- Supplied information:
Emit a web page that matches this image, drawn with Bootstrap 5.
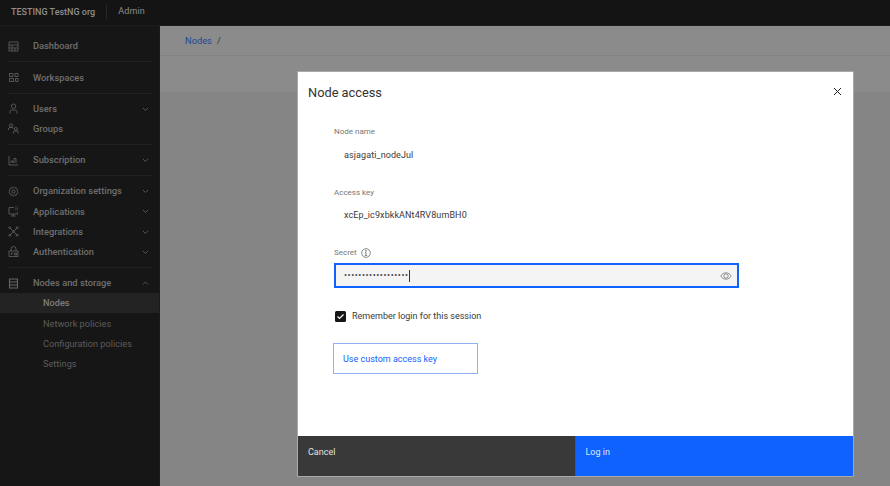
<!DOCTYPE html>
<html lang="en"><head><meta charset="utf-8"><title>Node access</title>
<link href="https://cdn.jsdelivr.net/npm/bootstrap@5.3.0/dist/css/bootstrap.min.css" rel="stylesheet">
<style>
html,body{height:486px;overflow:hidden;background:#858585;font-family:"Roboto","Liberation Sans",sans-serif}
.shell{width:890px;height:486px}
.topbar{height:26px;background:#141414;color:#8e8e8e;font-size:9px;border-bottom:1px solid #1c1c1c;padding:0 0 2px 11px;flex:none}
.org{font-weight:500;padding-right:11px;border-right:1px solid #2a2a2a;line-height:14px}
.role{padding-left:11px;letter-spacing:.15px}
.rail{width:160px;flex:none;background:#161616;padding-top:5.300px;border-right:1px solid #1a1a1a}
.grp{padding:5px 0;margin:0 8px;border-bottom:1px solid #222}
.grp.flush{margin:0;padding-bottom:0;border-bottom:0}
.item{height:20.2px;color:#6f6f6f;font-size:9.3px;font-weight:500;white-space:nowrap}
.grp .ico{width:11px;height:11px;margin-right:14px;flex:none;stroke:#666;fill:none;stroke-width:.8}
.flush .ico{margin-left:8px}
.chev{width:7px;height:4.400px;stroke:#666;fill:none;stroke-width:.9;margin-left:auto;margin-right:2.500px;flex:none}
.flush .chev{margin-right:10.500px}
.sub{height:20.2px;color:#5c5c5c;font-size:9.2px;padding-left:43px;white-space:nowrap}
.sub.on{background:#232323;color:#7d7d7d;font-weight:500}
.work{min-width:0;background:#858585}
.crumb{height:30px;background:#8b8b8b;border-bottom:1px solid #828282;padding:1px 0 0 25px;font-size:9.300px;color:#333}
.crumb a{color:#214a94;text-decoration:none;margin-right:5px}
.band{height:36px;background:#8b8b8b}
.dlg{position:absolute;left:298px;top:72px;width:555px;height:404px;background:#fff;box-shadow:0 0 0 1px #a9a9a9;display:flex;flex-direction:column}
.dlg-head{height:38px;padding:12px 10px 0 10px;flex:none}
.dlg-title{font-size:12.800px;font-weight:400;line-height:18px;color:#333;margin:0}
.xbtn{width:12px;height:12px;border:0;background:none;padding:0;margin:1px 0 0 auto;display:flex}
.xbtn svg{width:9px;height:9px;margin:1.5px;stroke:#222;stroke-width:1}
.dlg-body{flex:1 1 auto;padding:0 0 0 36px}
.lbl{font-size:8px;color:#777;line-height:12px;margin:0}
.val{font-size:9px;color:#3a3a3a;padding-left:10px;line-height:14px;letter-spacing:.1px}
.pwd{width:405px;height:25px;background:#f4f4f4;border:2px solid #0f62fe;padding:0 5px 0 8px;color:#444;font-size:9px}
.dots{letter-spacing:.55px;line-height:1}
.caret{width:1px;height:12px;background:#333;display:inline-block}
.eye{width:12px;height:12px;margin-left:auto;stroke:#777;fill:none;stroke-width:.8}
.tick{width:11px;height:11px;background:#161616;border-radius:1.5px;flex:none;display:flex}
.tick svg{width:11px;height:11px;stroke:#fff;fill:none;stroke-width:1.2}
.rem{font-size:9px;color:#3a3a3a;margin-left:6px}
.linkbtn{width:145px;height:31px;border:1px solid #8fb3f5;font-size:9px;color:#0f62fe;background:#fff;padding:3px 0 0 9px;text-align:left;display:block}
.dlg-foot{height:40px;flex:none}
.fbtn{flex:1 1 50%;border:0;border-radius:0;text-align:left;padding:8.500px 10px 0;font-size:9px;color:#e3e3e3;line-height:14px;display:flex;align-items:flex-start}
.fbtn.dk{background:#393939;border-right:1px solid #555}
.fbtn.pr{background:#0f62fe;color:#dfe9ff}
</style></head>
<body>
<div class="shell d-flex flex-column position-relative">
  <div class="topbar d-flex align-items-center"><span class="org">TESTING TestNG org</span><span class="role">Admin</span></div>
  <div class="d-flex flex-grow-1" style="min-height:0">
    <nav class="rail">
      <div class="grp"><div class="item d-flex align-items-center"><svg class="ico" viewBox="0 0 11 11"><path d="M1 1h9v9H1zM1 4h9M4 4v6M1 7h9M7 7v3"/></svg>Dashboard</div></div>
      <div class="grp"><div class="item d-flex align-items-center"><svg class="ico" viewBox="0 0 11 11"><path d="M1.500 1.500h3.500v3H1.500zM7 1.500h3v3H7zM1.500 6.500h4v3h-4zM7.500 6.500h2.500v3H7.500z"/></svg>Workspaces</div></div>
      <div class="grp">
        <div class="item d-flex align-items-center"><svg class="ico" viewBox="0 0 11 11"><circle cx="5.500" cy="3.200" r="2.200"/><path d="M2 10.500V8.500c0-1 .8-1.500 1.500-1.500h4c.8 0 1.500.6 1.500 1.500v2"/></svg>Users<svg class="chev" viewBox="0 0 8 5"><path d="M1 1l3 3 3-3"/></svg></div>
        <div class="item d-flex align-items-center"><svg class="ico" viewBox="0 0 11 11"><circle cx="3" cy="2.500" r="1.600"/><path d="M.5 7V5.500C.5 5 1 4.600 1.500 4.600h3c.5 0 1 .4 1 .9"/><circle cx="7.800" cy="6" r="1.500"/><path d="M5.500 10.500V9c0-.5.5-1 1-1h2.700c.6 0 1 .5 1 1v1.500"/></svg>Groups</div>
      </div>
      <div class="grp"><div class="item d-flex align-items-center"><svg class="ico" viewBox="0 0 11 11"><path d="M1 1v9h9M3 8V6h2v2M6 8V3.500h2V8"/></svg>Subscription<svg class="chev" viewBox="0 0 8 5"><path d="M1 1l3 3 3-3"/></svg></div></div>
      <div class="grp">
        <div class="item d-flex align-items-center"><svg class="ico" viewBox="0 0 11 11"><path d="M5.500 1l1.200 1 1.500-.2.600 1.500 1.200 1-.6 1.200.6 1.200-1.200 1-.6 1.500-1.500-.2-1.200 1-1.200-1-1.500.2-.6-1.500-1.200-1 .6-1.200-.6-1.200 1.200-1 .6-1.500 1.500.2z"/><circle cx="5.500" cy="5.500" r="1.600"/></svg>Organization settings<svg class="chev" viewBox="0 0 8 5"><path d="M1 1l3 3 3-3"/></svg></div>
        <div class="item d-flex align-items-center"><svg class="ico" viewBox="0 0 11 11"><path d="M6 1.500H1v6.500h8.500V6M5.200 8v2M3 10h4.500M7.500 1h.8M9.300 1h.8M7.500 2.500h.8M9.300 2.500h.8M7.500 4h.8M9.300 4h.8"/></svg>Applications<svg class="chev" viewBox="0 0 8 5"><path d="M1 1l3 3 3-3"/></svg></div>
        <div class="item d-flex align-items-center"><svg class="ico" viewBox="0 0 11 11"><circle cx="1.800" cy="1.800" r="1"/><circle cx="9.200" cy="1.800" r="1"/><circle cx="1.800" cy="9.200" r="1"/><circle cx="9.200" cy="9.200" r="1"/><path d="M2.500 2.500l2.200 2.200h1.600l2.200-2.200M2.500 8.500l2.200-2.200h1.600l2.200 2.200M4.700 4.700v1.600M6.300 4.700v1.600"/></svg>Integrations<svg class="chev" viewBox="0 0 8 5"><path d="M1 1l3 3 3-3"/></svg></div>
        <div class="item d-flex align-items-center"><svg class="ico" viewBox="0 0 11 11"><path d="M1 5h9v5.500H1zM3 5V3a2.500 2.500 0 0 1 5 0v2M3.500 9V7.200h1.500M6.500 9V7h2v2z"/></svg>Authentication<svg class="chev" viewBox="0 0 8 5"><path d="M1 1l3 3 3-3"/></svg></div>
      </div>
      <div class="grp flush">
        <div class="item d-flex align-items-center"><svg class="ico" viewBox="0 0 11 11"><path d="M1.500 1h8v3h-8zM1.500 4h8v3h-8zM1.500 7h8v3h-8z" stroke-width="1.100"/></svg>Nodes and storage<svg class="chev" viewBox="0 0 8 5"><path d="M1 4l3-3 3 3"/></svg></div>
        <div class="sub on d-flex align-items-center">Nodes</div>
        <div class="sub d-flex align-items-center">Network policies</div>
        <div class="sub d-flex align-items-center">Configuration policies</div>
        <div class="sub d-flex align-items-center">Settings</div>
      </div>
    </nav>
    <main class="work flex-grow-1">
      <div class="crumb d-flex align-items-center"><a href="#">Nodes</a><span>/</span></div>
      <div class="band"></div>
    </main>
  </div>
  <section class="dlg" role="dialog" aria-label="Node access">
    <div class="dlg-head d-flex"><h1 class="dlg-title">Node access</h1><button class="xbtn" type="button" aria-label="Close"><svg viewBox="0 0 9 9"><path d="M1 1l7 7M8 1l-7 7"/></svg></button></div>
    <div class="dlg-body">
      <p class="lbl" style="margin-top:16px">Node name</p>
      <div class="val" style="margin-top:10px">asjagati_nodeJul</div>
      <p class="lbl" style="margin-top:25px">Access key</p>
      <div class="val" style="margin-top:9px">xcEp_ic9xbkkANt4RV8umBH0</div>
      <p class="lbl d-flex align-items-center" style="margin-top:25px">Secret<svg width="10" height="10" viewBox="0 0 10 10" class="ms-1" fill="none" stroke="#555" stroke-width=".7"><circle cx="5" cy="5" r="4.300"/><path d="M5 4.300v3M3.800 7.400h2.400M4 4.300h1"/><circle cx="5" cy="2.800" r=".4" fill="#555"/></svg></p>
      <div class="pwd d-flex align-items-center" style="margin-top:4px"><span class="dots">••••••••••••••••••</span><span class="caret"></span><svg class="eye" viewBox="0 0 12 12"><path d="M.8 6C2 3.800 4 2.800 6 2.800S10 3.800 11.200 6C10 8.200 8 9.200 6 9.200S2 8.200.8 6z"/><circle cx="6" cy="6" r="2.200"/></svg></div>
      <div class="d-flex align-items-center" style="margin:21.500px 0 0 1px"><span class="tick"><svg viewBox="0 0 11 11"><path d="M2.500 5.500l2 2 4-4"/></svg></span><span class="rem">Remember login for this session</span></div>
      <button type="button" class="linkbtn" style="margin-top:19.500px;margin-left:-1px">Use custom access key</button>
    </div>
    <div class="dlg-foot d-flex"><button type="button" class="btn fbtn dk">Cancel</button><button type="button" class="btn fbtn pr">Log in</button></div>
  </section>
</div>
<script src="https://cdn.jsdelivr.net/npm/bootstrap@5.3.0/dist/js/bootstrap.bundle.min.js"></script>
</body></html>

- Aim:
Gather up every line in the data above that contains the word "this", copying each one.

- Result:
Emit a web page that matches this image, drawn with Bootstrap 5.
      <div class="d-flex align-items-center" style="margin:21.500px 0 0 1px"><span class="tick"><svg viewBox="0 0 11 11"><path d="M2.500 5.500l2 2 4-4"/></svg></span><span class="rem">Remember login for this session</span></div>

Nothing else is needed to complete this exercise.